I went back and looked through each page again, and, all at once, it dawned on me. I don't speak Arabic, but I read pictures pretty well. This Arabic language comic book portrayed two Arab men in a car or walking down the street (I don't remember now, as it wasn't important) talking about religion. One of them talks about Christianity as opposed to the Islam that the other was holding onto. A few pages later, a bomb blast is seen (a very real and frequent occurrence in Baghdad) and the two men perish (as Ahmed did.) The adamant Muslim finds himself in Hell, burning in the flames and wishing he had converted to Christianity while the newfound Christian ascends to Heaven and is greeted by Jesus and a Cross. Ali again pointed to the page.

"Ahmed?!?"

"No!"

"No Ahmed?!?"

"No. Bullshit!"

"Bullshit?" he asked, with a glint of hope in his voice.

"Yes, bullshit. Mu-zien." I replied in an assuring voice.

I asked him who had given it to him, and he pointed at the humvee parked behind me. Fitch was sitting in the front seat . . . reading the Bible with that smile on his face that followed him anywhere. "Goddamnit, Fitch" I said under my breath. Didn't he realize that this was actually against the Geneva Conventions? Didn't he realize that we weren't missionaries, we weren't Crusaders?

As I thought about walking back there and explaining it to him, Ali sprinted towards him and told him what bullshit he thought Fitch's literature was. I smiled and decided that Ali could take care of himself in this situation. Ali returned, slightly out of breath, and pointed in Fitch's direction. "Bullshit; mu-zien!" he said with a relieved smile on his face.

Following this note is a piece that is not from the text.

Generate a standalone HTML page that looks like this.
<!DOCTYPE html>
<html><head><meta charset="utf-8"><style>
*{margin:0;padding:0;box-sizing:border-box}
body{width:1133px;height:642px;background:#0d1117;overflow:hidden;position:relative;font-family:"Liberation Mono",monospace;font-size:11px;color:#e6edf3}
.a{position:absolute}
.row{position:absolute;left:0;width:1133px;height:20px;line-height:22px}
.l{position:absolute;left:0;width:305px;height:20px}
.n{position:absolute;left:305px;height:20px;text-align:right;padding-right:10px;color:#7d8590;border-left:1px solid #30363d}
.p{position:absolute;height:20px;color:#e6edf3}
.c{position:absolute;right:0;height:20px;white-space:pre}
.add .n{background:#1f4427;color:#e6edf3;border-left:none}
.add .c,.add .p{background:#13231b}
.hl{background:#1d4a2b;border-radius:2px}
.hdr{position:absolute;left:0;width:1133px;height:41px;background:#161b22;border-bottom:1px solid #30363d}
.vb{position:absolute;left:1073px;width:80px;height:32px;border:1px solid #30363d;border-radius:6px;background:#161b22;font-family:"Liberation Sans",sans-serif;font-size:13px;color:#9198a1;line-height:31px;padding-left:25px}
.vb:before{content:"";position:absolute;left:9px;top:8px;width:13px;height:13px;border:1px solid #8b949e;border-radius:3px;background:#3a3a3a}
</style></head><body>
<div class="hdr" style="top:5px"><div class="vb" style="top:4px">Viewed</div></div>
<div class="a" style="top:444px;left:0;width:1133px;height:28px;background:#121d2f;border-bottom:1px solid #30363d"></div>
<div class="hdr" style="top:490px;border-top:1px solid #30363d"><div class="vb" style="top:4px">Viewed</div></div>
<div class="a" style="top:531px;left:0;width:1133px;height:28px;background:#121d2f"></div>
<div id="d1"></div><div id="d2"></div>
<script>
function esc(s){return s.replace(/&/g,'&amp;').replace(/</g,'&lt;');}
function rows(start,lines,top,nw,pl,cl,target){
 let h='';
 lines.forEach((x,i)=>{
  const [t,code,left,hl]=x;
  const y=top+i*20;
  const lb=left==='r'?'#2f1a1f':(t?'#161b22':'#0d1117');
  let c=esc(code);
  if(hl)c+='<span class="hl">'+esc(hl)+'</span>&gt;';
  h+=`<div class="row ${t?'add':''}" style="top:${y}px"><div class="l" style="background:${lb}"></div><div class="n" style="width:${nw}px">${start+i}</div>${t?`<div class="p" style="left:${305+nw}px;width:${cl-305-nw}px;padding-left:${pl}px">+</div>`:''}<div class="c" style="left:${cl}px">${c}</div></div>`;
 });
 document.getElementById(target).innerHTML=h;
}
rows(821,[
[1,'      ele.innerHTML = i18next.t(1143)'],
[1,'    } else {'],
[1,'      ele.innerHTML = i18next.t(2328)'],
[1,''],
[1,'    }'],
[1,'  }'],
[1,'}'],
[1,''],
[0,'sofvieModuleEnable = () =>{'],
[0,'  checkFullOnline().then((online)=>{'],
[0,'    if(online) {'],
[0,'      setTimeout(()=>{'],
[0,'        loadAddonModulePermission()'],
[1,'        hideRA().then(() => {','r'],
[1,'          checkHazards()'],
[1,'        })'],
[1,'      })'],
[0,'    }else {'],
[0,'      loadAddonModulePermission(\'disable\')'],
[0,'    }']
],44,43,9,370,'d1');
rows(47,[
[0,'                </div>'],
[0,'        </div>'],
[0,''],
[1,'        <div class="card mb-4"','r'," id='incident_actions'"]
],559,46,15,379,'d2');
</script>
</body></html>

We sat there together and talked about whatever it was that could entertain the two of us at the moment until it was time to go, and I waved goodbye to him as I watched him collect his cans in his worn down, filthy sandals with a smile on his face.

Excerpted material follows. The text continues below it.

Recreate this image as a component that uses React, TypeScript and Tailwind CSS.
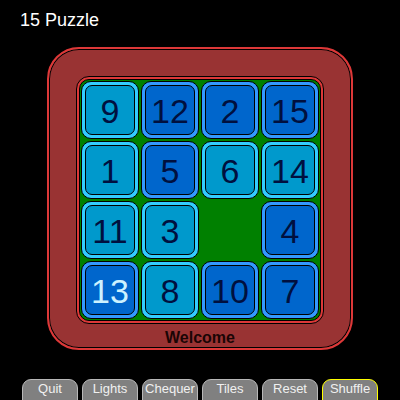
const tiles: (number | null)[] = [9, 12, 2, 15, 1, 5, 6, 14, 11, 3, null, 4, 13, 8, 10, 7];

// dark tiles are the ones drawn in the deeper blue
const dark = [12, 2, 15, 5, 4, 13, 10, 7];

const buttons = ["Quit", "Lights", "Chequer", "Tiles", "Reset", "Shuffle"];

const Tile = ({ n }: { n: number | null }) => {
  if (n === null) return <div className="w-[58px] h-[58px]" />;
  const isDark = dark.includes(n);
  return (
    <div
      className={`w-[58px] h-[58px] rounded-[10px] border border-black p-[3px] ${
        isDark ? "bg-[#3399ff]" : "bg-[#33ccff]"
      }`}
    >
      <div
        className={`w-full h-full rounded-[7px] border border-black flex items-center justify-center pt-[2px] text-[34px] leading-none ${
          isDark ? "bg-[#0066cc]" : "bg-[#0099cc]"
        } ${n === 13 ? "text-[#ccf2ff]" : "text-[#00103f]"}`}
      >
        {n}
      </div>
    </div>
  );
};

export default function App() {
  return (
    <div
      className="w-[400px] h-[400px] bg-black overflow-hidden flex flex-col"
      style={{ fontFamily: '"Liberation Sans", Arial, sans-serif' }}
    >
      <h1 className="ml-[20px] mt-[11px] text-[18px] leading-none text-white">15 Puzzle</h1>

      {/* Frame */}
      <div className="ml-[47px] mt-[18px] w-[306px] h-[306px] rounded-[32px] border-2 border-[#dd3838] bg-[#993333] shadow-[inset_0_0_0_1px_#000] pt-[27px] flex flex-col items-center">
        <div className="w-[248px] h-[248px] rounded-[13px] border border-black bg-[#dd3838] p-[2px]">
          <div className="w-full h-full rounded-[10px] border border-black bg-[#008000] p-px grid grid-cols-4 gap-[2px]">
            {tiles.map((n, i) => (
              <Tile key={i} n={n} />
            ))}
          </div>
        </div>
        <p className="mt-[4px] text-[16px] font-bold text-[#1a0505] leading-[20px]">Welcome</p>
      </div>

      {/* Buttons */}
      <div className="ml-[22px] mt-[29px] flex gap-[4px]">
        {buttons.map((b) => (
          <div
            key={b}
            className={`w-[56px] h-[22px] rounded-t-[9px] border bg-[#808080] text-[#f0f0f0] text-[13px] leading-[16px] text-center pt-[1px] ${
              b === "Shuffle" ? "border-[#ffff00]" : "border-[#b8b8b8]"
            }`}
          >
            {b}
          </div>
        ))}
      </div>
    </div>
  );
}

On the drive "home", I could only think of what was going through Fitch's head when he decided it would be a good thing to imply that Ali's best friend, who had been a Muslim and who had died in a bombing, was burning in Hell as we speak. Did he truly think he was saving a soul? Did he truly think that a young, kind, funny, generous Muslim like Ahmed would burn in eternal flames? If he did, how could he possibly be smiling? I liked Fitch, and I still do, but this really bothered me. It bothered me then, and it bothers me now. It's part of a bigger problem: does he (or others like him) support the war because he thinks it might create a few more Christians or are there other reasons? If he wasn't a Christian, would he worry about what religion dead kids in Baghdad were raised in? What stories does he tell about his time saving souls in Baghdad? Who agrees with him? All these questions run through my head everytime I see his smiling face at school, as we attend the same university. I like Fitch, and I liked him then. It's difficult, however, not to think about how his evangelicalism could have wrecked Ali's world if I wasn't there to comfort him and tell him that it's bullshit . . . it was all bullshit.

I confided in my friend and comrade Aaron this story while we were still in country and he had this to say:

"All their lives, these people have been told that the West is one day going to invade their holy land, pillage their homes, and convert them to Christianity. We can tell them it's not like that all we want, but then we show up and people like Fitch just confirm it. No wonder they don't trust us."

He was right, and it makes me wonder how many Fitches are in Baghdad today, saving souls and losing allies.